There are two basic approaches for routing the wires. One involves orienting the wires at right angles (or on a fixed-angle diagonal); the other involves routing each wire for the shortest path. The first approach looks much neater, but it can have problems with cross-talk and noise when high-speed signals run parallel for a considerable distance. The second approach is probably better electrically, but it can look like an absolute “rat’s nest” on the board! There are vocal adherents to each way of doing this; you must make a choice based on your sense of esthetics and your own engineering judgment.
When wire-wrapping large circuits, I recommend preparing a wire-list and working from that, rather than working directly from the schematic diagram. It might seem like extra work to create the list, but while working on the D16/M, I found that it facilitated the construction task considerably. It also made it easier to plan, make, and keep track of changes, because the wire list uniquely specifies each connection on the board.
However you plan your circuit, you should employ a two-level wire-wrapping scheme (that is, you should put no more than two wires on any pin). This way, breaking any "net" requires the removal of no more than three wires. Planning the two-level connections is easy when preparing the wire-list; while wiring a complex net (such as an on-board bus line) directly from the schematic is difficult and error-prone.

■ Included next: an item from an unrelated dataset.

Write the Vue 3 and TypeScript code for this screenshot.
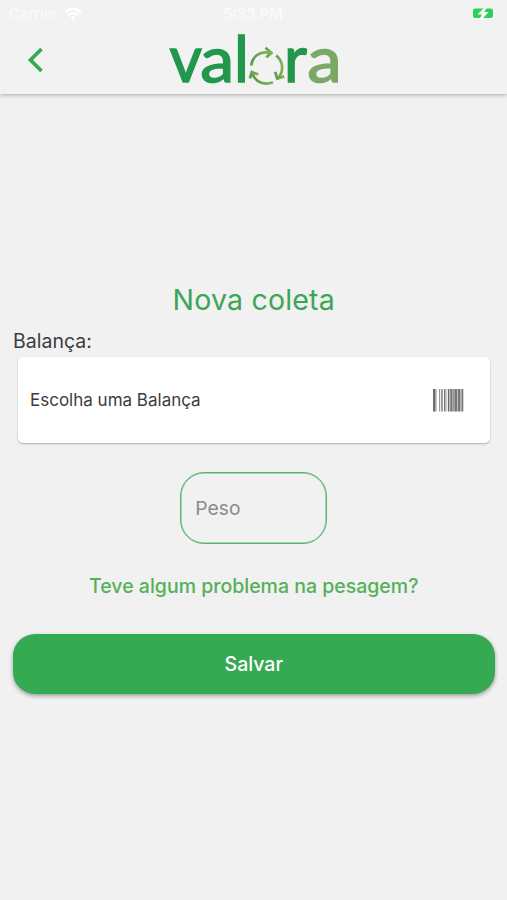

Even if your board is small and access to both sides while working on it is easy, it’s a good idea to have some means of identifying socket pins from the back of the board. I used OK Industries Wrap-ID® tags on my boards; they are entirely too expensive (around 50 cents apiece in small quantities) but they saved me much time and trouble.
After the wiring is finished, conduct an “open pin” inspection. Look at every socket on the board, and if you find a pin with no wires on it, check the schematic to verify that the pin should indeed be open (an unused gate output, say). Of the four wiring mistakes that remained after I finished wrapping the D16/M processor board, I found two of them this way.